We may summarize the above by observing that Kq,γ~(p)|𝔇2K_{q,\tilde{\gamma}}^{(p)}|_{\mathfrak{D}}^{2} on L2(γ^N)L_{2}(\hat{\gamma}_{N}) is a projection up to an error of 𝒪P(N1/2)\mathcal{O}_{P}(N^{-1/2}), which indicates an approximation of |𝐊~(𝒛i,𝒛j)Kq,γ~(p)|𝔇(𝒛i,𝒛j)|=𝒪P(N1/2)|\widetilde{\mathbf{K}}(\bm{z}_{i},\bm{z}_{j})-K_{q,\tilde{\gamma}}^{(p)}|_{\mathfrak{D}}(\bm{z}_{i},\bm{z}_{j})|=\mathcal{O}_{P}(N^{-1/2}).
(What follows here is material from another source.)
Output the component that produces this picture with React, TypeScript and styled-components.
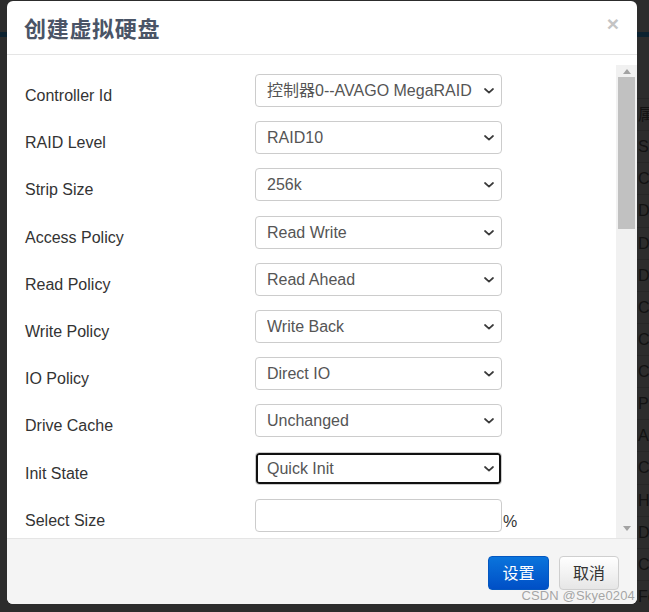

To understand the estimator ΞA,DPP\Xi_{A,\mathrm{DPP}}, we also need to understand 𝐊~(𝒛i,𝒛i)1\widetilde{\mathbf{K}}(\bm{z}_{i},\bm{z}_{i})^{-1}, which we will deduce from the above discussion. To this end, we observe that

|𝐊~(𝒛i,𝒛i)1Kq,γ~(p)(𝒛i,𝒛i)1|\displaystyle|\widetilde{\mathbf{K}}(\bm{z}_{i},\bm{z}_{i})^{-1}-K_{q,\tilde{\gamma}}^{(p)}(\bm{z}_{i},\bm{z}_{i})^{-1}| =|(Kq,γ~(p)(𝒛i,𝒛i)+𝒪P(N1/2))1Kq,γ~(p)(𝒛i,𝒛i)1|\displaystyle=|(K_{q,\tilde{\gamma}}^{(p)}(\bm{z}_{i},\bm{z}_{i})+\mathcal{O}_{P}(N^{-1/2}))^{-1}-K_{q,\tilde{\gamma}}^{(p)}(\bm{z}_{i},\bm{z}_{i})^{-1}|
=Kq,γ~(p)(𝒛i,𝒛i)1𝒪P(N1/2).\displaystyle=K_{q,\tilde{\gamma}}^{(p)}(\bm{z}_{i},\bm{z}_{i})^{-1}\cdot\mathcal{O}_{P}(N^{-1/2}). (S15)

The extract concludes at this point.